*YOUR OBJECTIVE*
Starting at the line containing "Reproduce this screenshot", please quote every line up to and including the line containing "bg-[#c6ccd7] rounded-tl-[8px] rounded-br-[8px]", exactly, and nothing beyond.

*SUPPLIED INFORMATION*
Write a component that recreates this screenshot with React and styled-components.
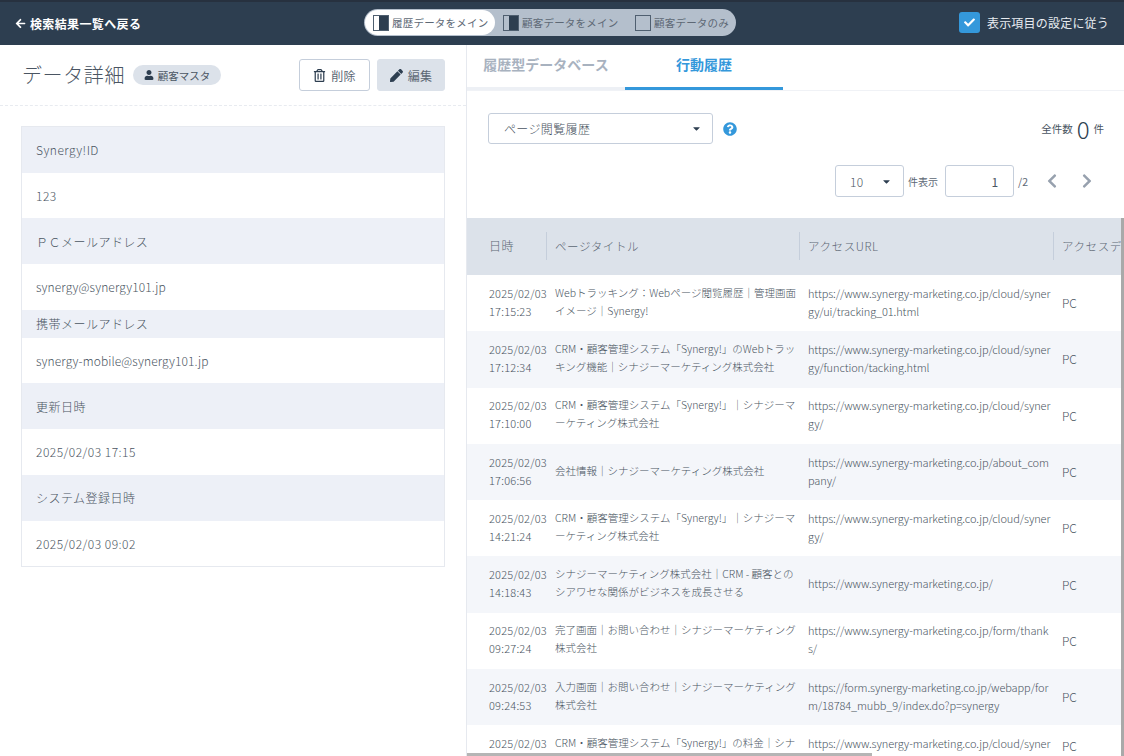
--
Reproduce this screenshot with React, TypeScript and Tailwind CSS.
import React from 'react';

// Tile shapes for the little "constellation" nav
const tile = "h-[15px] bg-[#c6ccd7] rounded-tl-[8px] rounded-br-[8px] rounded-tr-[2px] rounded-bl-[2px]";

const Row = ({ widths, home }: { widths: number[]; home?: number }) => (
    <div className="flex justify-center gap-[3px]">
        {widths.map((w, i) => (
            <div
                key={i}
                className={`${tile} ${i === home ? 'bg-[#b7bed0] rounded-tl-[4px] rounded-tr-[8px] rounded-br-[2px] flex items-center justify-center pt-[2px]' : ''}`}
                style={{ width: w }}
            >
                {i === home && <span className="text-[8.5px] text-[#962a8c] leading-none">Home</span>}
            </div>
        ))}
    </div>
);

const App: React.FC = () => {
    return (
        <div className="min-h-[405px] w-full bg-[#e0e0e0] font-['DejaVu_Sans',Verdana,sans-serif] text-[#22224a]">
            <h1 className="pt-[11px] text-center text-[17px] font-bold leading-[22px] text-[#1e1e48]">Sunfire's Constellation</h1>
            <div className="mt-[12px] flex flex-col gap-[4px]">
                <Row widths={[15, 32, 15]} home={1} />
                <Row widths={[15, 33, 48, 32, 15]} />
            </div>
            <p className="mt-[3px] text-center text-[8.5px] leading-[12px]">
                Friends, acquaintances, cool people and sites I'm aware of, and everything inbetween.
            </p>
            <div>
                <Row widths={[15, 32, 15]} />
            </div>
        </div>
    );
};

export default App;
==
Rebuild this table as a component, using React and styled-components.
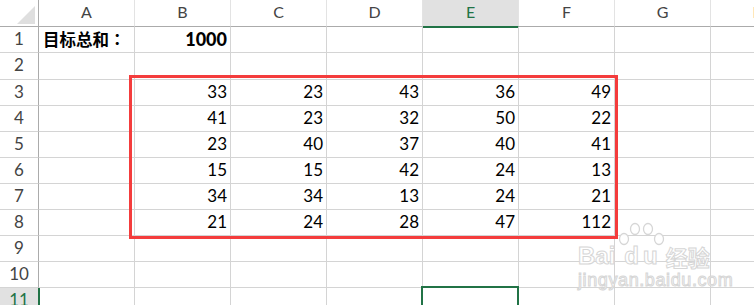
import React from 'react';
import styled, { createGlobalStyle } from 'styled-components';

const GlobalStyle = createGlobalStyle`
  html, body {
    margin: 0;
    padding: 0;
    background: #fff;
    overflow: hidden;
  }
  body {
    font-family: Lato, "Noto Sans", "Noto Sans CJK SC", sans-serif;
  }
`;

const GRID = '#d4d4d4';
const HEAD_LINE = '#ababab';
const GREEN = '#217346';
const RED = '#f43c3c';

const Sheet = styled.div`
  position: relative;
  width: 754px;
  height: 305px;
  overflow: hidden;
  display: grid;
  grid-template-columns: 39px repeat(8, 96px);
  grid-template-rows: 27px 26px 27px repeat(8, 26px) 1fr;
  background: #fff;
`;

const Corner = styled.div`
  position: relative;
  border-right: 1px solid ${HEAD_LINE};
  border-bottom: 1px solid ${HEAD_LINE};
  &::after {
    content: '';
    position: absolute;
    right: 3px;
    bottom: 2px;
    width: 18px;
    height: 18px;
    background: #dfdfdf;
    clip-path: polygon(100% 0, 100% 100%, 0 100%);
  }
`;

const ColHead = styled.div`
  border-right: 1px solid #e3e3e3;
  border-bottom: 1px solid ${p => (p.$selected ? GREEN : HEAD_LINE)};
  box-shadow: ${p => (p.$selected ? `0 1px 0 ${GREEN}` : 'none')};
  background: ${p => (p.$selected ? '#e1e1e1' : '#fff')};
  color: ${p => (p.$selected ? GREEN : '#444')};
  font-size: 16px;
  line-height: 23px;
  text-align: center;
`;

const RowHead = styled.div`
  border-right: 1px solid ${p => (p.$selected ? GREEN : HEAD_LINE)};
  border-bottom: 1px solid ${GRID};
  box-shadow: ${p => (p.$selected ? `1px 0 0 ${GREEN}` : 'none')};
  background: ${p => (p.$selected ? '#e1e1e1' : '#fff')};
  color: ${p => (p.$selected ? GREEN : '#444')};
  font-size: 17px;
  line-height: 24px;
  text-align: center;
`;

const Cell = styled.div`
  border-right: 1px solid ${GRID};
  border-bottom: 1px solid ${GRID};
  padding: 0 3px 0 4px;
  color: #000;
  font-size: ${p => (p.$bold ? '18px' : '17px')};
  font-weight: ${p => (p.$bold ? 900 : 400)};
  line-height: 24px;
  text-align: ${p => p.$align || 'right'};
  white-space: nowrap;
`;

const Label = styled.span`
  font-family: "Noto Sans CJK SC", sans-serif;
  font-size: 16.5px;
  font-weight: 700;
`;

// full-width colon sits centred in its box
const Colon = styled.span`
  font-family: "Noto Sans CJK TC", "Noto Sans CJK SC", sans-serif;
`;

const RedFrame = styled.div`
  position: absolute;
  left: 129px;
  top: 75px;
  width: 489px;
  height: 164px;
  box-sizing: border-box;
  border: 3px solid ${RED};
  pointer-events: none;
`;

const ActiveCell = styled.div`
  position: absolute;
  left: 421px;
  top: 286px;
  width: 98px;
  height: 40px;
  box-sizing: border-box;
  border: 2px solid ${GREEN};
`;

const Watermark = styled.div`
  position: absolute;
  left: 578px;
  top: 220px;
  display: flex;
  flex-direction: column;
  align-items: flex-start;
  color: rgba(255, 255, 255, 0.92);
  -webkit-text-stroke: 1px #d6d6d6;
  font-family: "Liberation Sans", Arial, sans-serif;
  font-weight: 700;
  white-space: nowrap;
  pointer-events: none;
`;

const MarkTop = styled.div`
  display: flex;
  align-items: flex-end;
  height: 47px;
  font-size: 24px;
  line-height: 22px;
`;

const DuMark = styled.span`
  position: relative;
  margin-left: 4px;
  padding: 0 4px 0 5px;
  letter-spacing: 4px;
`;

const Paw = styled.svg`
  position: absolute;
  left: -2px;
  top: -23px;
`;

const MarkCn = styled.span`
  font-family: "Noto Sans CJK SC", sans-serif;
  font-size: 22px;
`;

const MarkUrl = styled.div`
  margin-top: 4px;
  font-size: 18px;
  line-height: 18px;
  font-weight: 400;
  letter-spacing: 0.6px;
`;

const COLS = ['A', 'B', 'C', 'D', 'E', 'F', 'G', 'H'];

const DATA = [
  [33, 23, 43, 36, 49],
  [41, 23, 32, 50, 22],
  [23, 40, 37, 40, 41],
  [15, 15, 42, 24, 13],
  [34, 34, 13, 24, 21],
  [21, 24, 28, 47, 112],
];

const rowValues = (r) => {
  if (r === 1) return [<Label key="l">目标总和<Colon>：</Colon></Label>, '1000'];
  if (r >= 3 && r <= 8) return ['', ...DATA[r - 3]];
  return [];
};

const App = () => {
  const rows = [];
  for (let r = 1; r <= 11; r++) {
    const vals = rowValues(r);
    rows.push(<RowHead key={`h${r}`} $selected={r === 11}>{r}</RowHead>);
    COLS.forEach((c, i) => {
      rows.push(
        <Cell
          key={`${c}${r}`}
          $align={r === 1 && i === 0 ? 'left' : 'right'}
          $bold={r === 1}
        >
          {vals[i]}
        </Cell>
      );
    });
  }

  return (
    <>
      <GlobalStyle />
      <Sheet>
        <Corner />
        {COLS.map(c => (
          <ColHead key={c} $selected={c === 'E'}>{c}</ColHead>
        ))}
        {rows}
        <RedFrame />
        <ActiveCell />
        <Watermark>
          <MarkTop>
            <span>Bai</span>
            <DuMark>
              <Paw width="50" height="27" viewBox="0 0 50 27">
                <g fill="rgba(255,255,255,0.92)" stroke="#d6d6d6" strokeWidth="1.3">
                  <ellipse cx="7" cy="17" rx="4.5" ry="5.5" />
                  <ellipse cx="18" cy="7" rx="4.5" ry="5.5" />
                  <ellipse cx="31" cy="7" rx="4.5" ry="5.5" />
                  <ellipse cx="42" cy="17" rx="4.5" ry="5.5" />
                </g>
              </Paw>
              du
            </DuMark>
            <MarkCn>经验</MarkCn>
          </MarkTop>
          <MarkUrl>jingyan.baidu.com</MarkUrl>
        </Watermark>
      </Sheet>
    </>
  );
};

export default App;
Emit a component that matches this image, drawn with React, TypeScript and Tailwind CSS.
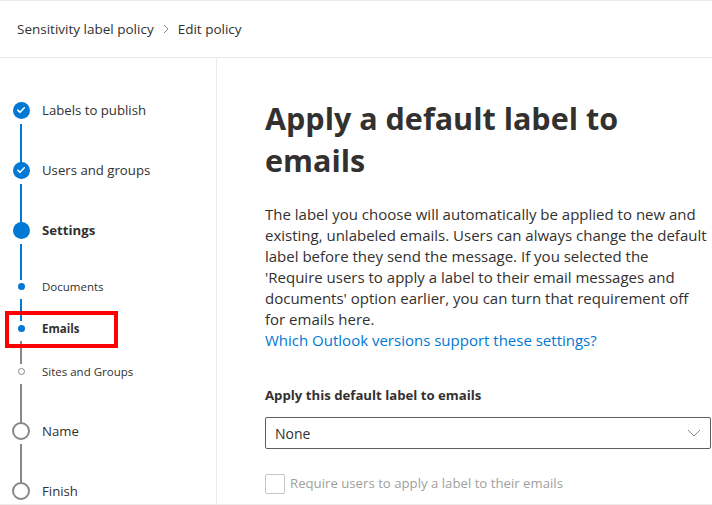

*RESPONSE*
Reproduce this screenshot with React, TypeScript and Tailwind CSS.
import React from 'react';

// Tile shapes for the little "constellation" nav
const tile = "h-[15px] bg-[#c6ccd7] rounded-tl-[8px] rounded-br-[8px] rounded-tr-[2px] rounded-bl-[2px]";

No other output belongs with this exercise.